The leader of German’s anti-money laundering office has reportedly resigned.
Christof Schulte, who had overseen Germany’s Financial Intelligence Unit (FIU) since 2018, stepped down Thursday (Dec. 15) following the revelation that the government had kept a large backlog of suspicious activity reports from the Paris-based Financial Action Task Force.
That’s according to a report by the Financial Times (FT), citing sources familiar with the matter. Germany’s finance ministry reported the resignation to parliament Thursday, saying it was for personal reasons, the report said.
The FIU has not responded to PYMNTS’ request for comment.
The FT noted that the resignation follows months of reports in German media that the FIU had more than 100,000 unprocessed suspicious activity reports dating back more than two years. Those reports conflicted with a statement Schulte gave to parliament in February, when he said that there was no delay in processing the report.

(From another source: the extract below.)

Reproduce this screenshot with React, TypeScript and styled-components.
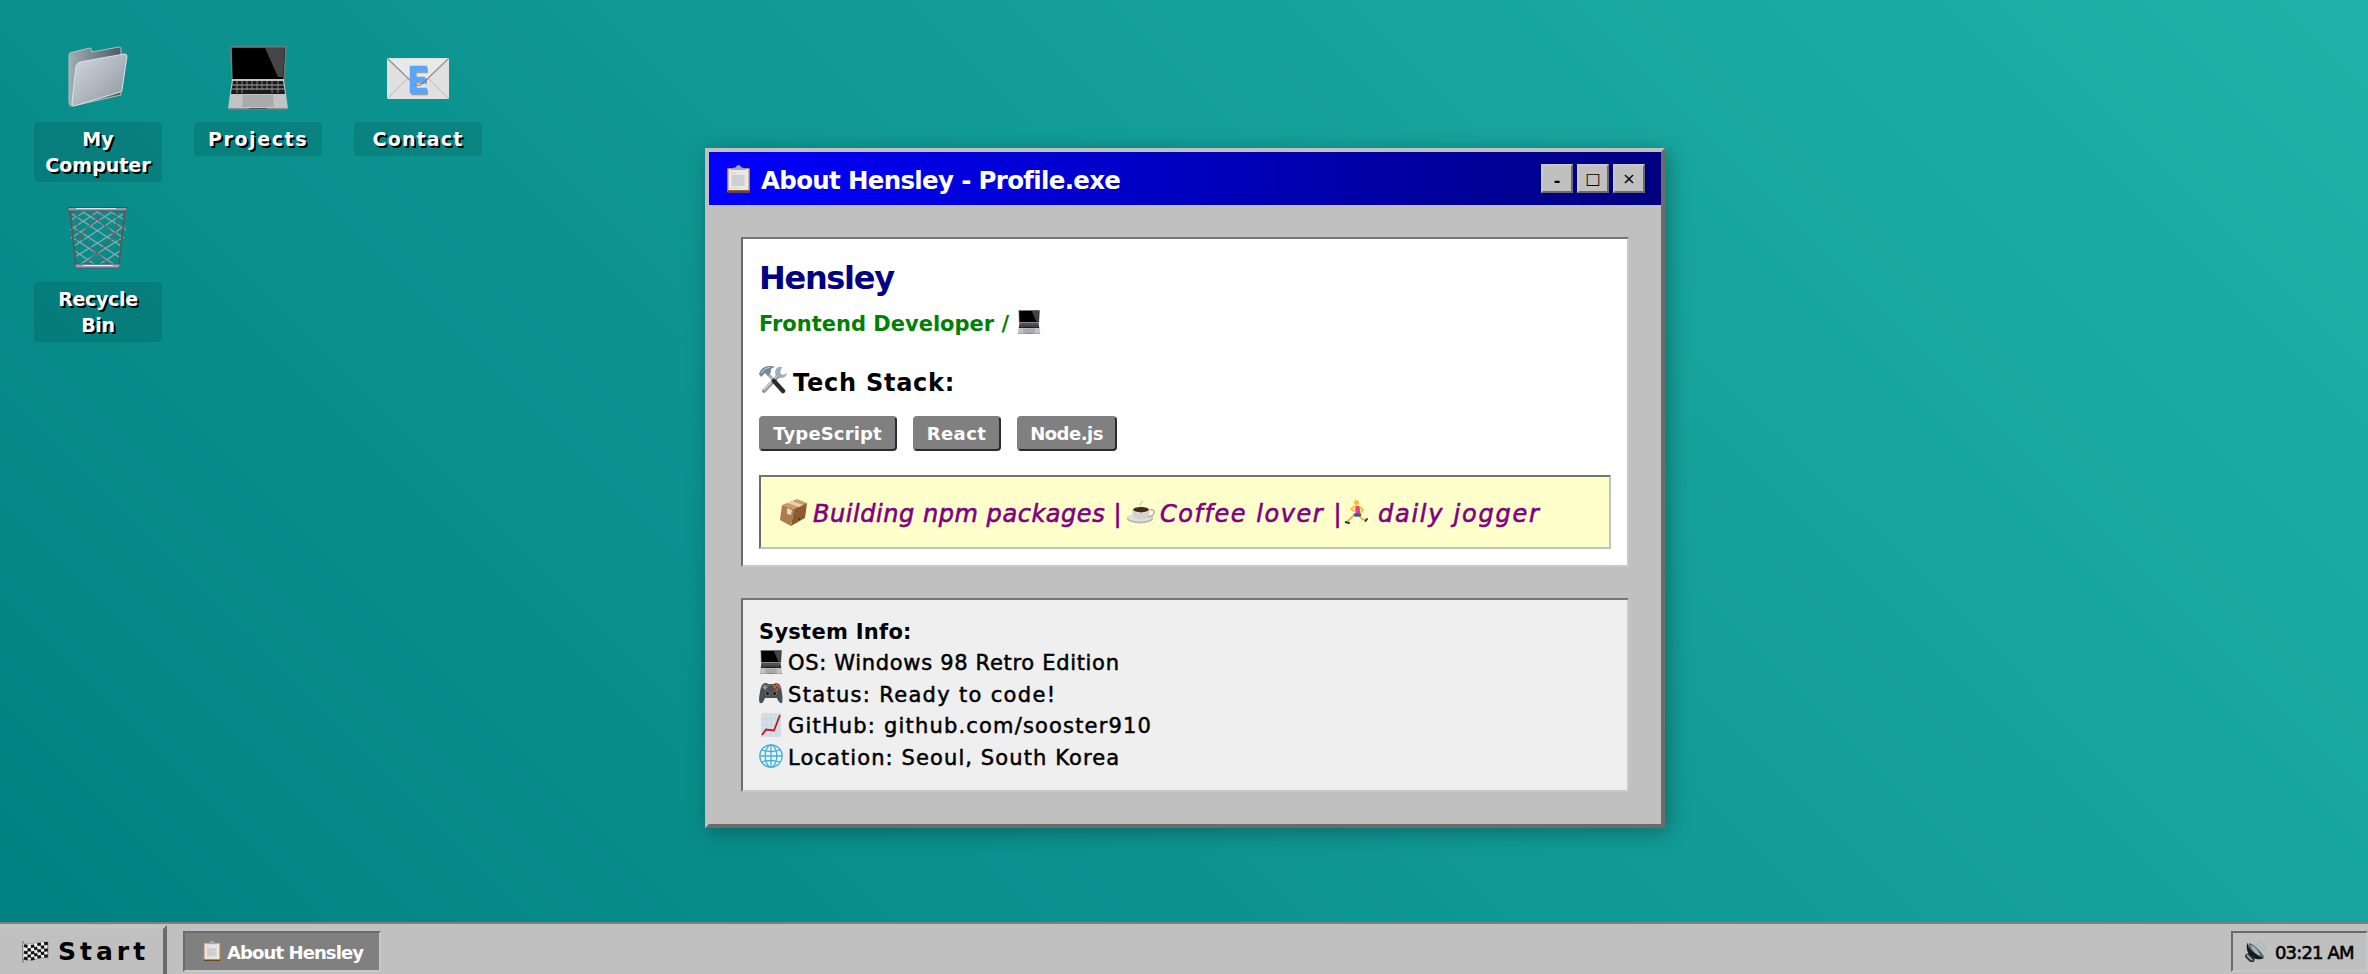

The report also said the FIU has been criticized for slowness in dealing with suspicious activity reports. For example, the unit reportedly only shared information about reports about disgraced payments company Wirecard until after its insolvency.
This week saw the start of the defense phase in the trial of former Wirecard CEO Markus Braun, who has denied any wrongdoing. His lawyers have tried to shift the blame onto fellow defendant Oliver Bellenhaus, who headed Wirecard’s Dubai operations and is now acting as the prosecution’s chief witness in the case against Braun.
The news comes as the European Union is finalizing a new AML framework designed to strengthen the bloc’s ability to fight financial crime.
Spotlighting the significance of the package in a speech last month, Mairead McGuinness, the EU’s commissioner for financial services, financial stability and capital markets union, said the new measures mark “a tectonic shift in our approach.”
First presented in 2021, the proposed new rules will end loopholes in the current legislation and harmonize oversight across the EU member states by launching a central AML authority, the AMLA, which will be charged with enforcing the rules.
The new authority is being created to deal with perceived shortcomings in the present fragmented regime, the quality and effectiveness of which the European Commission has called “uneven, due to significant variations in resources and practices across Member States.”